A posteriori, leggendo le sue poesie ricompongo anche il suo modo di essere e a volte riesco anche a capire molto meglio molti suoi comportamenti o scelte. Nei giorni successivi al nostro incontro, per esempio, ha scritto una poesia e io vi ho trovato moltissimi rimandi alla serata in cui ci siamo conosciuti.

Credo che tantissime poesie, al di là di quello che mi lega ad esse dal punto di vista affettivo, abbiano un valore universale. Ora sarebbe certamente difficile comunicarle come Ivan avrebbe fatto, spesso attraverso delle performance e la gestualità corporea.

 

  • Mi può parlare di Spazio Parentesi? Di che cosa si tratta esattamente? 

Ivan ha aperto questo spazio quando ancora non lo conoscevo. Mi ha più volte ed assiduamente invitata a visitare questo spazio e a partecipare agli incontri ed eventi che organizzava.

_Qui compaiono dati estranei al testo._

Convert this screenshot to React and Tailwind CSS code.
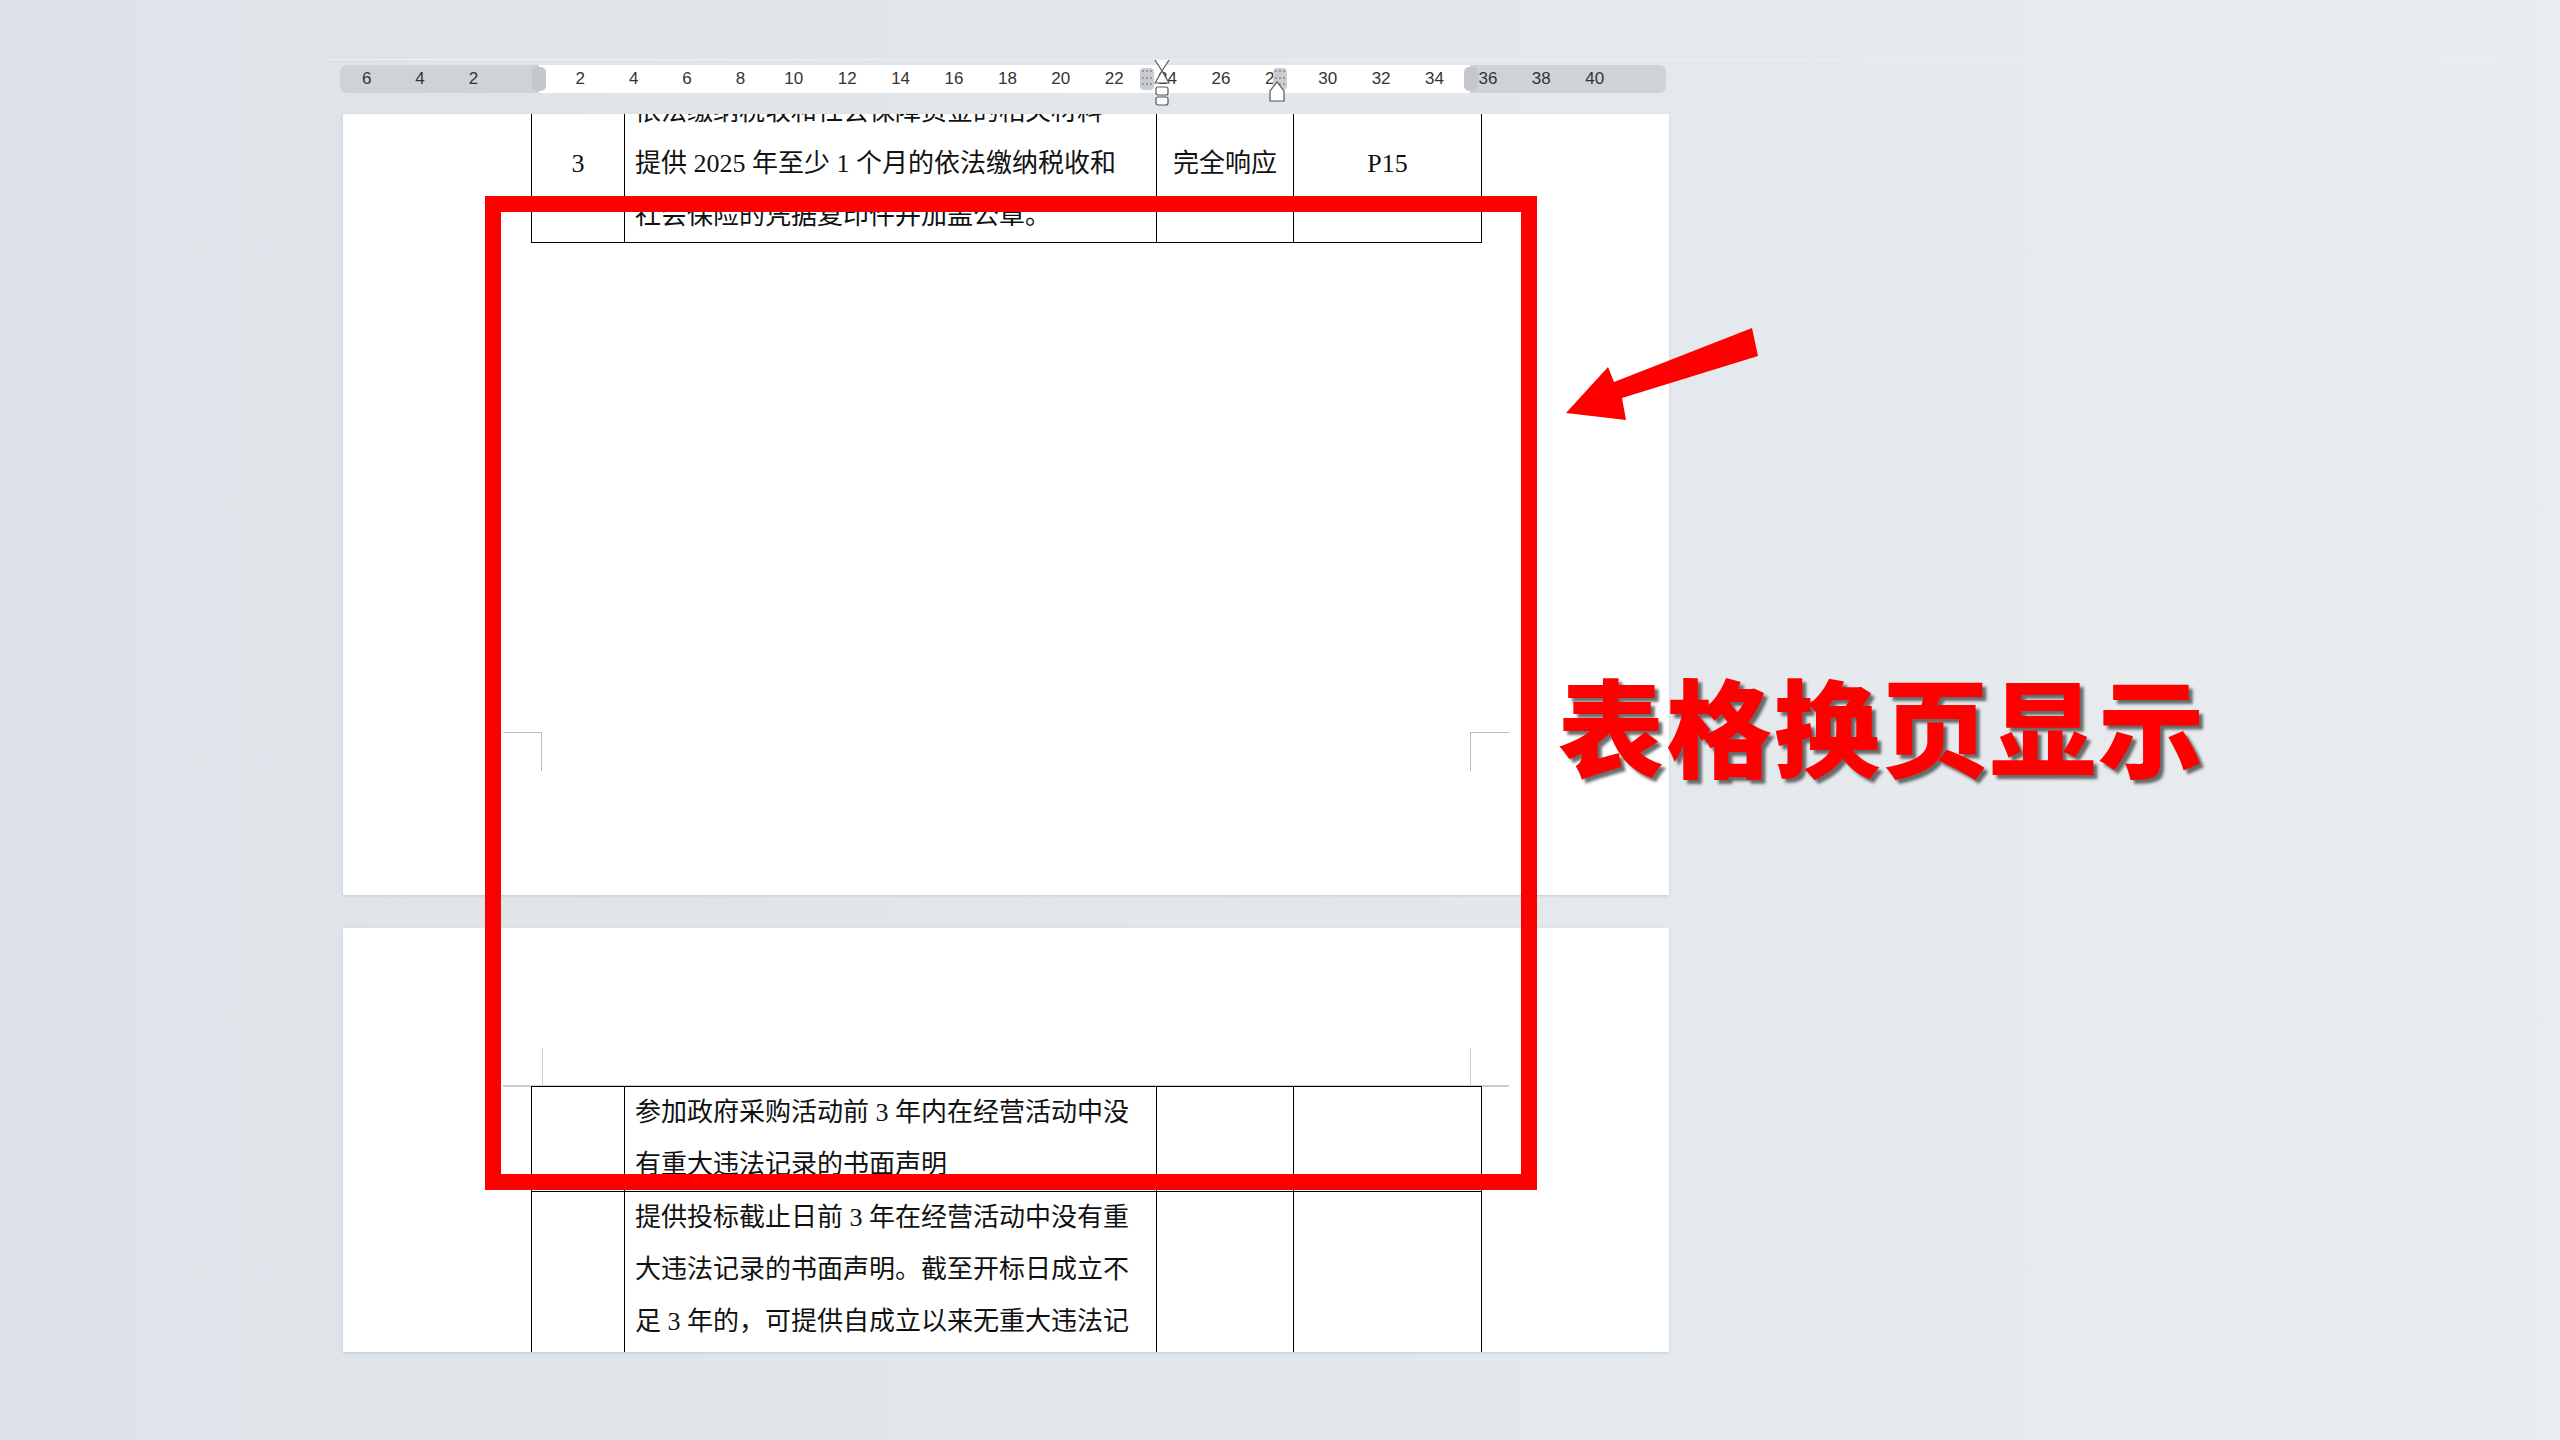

Ha sempre vissuto lo Spazio Parentesi come un flusso di coscienza, in cui tutto è in movimento.

Ogni settimana c’era una mostra, o un incontro e vari eventi/workshop e purtroppo, come in generale è difficile per gli spazi artistici indipendenti, non è stato semplice mantenerlo vivo.

Purtroppo il lavoro artistico non viene riconosciuto correttamente, per cui questo luogo è stato chiuso e le attività si sono spostate in uno spazio comunale in centro a Torino.

Ivan ci teneva particolarmente a questo luogo, tanto che tra le “cose da fare” mi ha lasciato diversi contatti di persone da sentire per mantenere le relazioni.

Mi piacerebbe molto che questo luogo fosse il punto di partenza per la diffusione del lavoro di Ivan, che credo abbia un valore universale.

 

 

  • Come è nata la copertina del libro? 

La foto è stata scattata da Ivan lungo il Po, durante una delle sue lunghe passeggiate. Il suo amico fumettista, Riccardo Cecchetti, ha creato poi la copertina partendo da questa foto, dopo mesi dalla scomparsa di Ivan. Anche la copertina, racchiude quindi un pezzetto della sensibilità di Ivan, unita all’affetto che lo circondava.